# START OF DATASET EXTRACT

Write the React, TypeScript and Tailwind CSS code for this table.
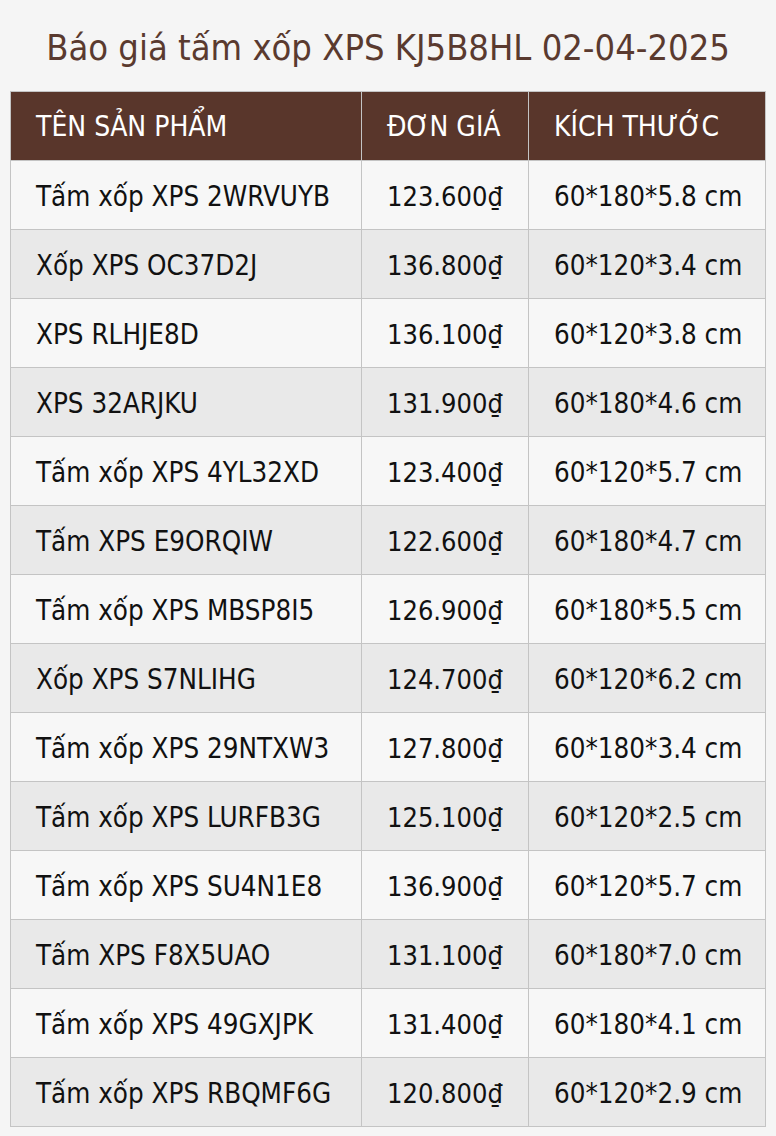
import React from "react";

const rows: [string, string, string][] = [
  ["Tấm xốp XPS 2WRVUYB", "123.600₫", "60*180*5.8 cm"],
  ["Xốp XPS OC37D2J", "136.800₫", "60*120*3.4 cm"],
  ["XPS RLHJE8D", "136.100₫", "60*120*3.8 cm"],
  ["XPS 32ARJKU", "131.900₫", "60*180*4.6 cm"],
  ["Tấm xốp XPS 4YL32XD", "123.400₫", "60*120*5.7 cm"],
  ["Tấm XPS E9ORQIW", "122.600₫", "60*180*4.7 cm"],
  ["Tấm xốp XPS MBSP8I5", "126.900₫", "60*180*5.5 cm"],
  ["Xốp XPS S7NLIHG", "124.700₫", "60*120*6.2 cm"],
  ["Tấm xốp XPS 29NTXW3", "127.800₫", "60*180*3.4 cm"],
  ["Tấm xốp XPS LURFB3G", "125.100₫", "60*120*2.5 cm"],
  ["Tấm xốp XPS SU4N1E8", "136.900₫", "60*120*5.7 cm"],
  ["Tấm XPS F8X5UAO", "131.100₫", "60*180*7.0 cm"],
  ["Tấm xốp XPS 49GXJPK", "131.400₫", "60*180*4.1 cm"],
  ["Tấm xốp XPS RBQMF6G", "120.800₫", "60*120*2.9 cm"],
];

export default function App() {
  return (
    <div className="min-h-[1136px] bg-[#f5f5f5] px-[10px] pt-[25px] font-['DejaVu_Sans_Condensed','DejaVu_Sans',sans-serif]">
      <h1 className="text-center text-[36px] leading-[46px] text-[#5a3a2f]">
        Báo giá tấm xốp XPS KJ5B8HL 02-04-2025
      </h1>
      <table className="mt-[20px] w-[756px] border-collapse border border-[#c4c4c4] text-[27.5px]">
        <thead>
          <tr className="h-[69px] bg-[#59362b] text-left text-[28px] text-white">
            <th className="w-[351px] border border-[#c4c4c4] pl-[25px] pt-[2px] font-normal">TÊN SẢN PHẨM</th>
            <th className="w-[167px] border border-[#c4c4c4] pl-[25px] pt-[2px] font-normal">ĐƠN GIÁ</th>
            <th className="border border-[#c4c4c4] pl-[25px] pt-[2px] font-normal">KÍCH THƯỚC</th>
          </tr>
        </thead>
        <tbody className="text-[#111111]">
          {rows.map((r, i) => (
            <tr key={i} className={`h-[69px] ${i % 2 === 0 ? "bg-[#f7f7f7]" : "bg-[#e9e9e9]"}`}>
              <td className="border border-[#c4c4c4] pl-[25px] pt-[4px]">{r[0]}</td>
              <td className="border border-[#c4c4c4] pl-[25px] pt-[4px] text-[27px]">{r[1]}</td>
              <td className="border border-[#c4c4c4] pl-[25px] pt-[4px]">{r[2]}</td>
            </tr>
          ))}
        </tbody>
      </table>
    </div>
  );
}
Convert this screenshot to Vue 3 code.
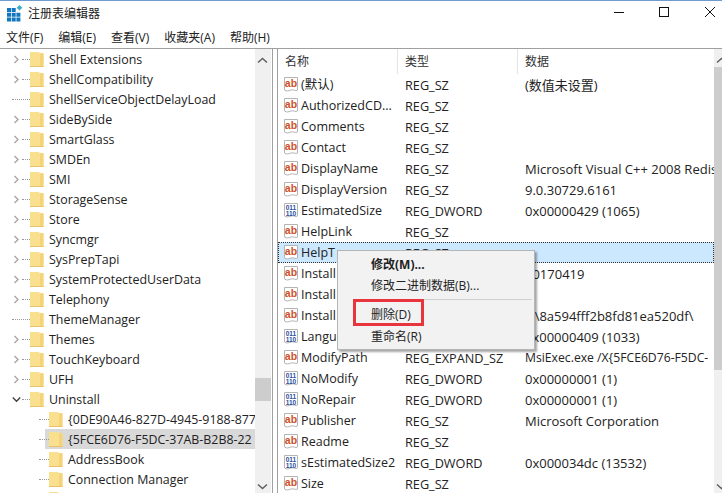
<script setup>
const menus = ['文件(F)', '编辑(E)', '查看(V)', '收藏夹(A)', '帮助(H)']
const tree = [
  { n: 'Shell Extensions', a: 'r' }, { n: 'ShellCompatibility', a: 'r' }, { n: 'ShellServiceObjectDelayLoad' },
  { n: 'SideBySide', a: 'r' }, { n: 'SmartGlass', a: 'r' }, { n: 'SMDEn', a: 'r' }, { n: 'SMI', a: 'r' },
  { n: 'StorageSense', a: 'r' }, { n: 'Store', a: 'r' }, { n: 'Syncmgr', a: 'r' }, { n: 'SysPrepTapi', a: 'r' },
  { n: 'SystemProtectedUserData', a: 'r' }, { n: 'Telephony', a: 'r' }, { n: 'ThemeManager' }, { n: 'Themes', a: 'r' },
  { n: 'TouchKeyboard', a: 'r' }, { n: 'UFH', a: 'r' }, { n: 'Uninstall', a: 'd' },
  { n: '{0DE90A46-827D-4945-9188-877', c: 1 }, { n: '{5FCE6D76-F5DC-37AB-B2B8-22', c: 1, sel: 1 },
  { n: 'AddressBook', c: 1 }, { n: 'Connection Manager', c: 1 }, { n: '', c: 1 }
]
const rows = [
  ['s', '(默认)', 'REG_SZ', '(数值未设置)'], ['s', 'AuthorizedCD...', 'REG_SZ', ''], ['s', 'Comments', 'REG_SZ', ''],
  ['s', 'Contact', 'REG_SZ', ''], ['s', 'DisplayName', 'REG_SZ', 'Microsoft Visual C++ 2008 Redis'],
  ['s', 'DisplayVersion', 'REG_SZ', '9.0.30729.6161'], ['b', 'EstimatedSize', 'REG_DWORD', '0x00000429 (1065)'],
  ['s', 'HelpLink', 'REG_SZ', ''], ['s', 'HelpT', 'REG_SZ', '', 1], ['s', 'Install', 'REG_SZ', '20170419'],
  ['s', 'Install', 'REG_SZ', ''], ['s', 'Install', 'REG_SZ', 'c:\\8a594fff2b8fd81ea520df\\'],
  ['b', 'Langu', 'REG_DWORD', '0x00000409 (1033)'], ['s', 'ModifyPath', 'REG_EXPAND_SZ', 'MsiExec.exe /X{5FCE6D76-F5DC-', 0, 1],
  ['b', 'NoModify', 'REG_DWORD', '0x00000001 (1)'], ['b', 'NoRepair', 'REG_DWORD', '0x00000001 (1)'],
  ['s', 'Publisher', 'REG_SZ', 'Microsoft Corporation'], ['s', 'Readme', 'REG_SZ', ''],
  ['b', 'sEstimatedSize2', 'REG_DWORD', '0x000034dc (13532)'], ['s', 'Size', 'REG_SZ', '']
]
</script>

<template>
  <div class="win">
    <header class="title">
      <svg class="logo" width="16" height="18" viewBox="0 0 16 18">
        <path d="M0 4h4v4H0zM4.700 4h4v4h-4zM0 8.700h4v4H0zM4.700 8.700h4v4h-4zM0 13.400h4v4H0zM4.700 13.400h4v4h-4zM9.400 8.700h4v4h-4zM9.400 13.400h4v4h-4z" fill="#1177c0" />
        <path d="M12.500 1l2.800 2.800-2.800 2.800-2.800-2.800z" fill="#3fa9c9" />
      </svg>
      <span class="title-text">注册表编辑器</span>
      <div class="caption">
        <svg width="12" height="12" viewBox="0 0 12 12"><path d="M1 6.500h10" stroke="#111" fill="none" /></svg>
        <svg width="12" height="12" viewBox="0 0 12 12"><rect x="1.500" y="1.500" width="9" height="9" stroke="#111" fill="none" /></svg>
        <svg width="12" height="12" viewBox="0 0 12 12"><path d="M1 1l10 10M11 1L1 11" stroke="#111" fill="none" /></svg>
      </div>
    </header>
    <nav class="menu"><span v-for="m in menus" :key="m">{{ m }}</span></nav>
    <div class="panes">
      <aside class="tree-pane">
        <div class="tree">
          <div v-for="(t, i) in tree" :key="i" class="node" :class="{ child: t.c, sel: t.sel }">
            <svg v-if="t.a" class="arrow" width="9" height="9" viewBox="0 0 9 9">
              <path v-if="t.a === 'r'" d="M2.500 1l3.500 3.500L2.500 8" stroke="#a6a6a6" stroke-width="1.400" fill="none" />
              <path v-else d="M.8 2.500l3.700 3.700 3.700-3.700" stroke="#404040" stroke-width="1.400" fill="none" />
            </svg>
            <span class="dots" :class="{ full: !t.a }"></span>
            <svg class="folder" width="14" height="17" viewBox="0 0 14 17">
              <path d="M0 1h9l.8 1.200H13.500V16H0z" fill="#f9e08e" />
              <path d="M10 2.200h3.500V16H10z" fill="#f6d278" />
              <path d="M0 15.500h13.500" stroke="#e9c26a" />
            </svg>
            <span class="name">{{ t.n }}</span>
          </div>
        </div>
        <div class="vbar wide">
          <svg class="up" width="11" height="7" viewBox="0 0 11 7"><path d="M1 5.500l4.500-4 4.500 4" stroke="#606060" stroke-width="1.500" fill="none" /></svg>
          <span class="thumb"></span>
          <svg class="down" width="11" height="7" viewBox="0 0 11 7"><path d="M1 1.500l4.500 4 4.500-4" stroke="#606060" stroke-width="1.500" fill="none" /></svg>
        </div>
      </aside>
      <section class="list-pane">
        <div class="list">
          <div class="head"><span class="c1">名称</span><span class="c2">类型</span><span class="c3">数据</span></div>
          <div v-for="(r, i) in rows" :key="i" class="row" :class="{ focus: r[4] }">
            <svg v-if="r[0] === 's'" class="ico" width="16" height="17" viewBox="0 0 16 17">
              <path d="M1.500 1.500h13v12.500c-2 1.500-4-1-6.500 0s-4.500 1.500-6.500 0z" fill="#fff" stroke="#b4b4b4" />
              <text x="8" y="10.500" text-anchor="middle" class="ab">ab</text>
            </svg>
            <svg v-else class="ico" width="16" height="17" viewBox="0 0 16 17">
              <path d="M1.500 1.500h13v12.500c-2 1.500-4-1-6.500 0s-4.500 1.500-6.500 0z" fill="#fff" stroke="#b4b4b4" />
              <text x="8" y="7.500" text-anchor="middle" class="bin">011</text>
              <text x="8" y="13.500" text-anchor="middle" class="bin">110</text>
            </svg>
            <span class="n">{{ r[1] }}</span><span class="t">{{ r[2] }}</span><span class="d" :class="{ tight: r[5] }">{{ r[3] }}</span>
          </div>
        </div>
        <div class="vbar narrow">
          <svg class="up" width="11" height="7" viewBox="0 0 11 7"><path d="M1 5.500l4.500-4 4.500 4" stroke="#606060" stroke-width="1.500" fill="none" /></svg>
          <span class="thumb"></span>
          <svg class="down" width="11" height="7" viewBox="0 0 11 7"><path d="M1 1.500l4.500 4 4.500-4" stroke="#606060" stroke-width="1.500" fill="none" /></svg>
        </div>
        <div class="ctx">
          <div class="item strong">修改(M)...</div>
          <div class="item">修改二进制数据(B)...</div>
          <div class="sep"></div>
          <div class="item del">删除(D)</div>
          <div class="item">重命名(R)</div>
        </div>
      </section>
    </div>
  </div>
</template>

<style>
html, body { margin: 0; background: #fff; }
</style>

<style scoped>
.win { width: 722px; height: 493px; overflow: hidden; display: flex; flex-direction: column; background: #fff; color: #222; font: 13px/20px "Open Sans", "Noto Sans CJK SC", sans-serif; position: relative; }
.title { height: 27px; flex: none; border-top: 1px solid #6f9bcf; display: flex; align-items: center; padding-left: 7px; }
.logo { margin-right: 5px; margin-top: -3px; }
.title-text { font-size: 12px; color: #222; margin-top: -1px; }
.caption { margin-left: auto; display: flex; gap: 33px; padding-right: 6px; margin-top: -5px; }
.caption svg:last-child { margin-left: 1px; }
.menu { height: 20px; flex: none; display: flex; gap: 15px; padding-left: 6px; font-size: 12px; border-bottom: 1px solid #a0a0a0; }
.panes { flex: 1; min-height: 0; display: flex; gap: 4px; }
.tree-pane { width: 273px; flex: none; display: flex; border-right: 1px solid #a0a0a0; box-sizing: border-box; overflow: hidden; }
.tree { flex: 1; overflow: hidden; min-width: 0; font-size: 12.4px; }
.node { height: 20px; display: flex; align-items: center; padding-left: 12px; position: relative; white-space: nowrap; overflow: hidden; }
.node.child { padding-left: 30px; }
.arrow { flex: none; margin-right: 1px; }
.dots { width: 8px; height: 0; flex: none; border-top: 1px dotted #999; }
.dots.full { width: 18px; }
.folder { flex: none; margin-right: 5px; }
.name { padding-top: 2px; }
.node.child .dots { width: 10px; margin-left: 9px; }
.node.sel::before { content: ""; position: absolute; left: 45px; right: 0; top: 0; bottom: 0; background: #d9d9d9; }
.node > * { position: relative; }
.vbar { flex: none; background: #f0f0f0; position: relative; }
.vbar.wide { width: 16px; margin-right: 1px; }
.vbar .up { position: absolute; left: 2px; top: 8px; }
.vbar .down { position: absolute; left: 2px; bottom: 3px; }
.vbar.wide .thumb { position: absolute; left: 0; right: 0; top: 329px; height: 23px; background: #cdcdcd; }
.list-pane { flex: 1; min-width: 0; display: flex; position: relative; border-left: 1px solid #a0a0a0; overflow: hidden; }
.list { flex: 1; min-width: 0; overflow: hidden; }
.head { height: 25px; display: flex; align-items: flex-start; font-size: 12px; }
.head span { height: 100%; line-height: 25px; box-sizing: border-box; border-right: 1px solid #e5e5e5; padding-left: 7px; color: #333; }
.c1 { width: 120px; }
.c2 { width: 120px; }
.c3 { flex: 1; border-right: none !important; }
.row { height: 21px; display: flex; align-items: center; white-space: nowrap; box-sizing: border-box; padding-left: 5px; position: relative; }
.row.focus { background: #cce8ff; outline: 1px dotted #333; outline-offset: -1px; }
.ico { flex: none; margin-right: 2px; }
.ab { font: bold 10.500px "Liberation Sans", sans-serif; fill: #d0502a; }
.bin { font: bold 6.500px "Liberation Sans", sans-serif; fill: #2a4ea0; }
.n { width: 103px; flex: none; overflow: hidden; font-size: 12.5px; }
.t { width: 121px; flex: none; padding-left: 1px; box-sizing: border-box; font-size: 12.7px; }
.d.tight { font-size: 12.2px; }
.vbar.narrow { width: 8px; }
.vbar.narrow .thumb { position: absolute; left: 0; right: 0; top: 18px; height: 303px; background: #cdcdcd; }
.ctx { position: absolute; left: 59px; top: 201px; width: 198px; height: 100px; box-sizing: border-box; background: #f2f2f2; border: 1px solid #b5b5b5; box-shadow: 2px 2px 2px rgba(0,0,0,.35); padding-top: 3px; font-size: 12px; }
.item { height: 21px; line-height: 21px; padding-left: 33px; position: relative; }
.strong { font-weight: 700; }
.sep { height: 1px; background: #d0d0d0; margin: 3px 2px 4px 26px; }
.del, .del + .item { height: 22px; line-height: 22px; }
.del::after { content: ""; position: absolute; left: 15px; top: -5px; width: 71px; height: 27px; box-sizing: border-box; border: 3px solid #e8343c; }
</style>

# END OF DATASET EXTRACT

TASK DETAILS. Output exactly the span of lines from the top of the listing through the line holding "import React from", and leave every picture out.

SOLUTION FOR THIS TASK.
Write the React, TypeScript and Tailwind CSS code for this table.
import React from "react";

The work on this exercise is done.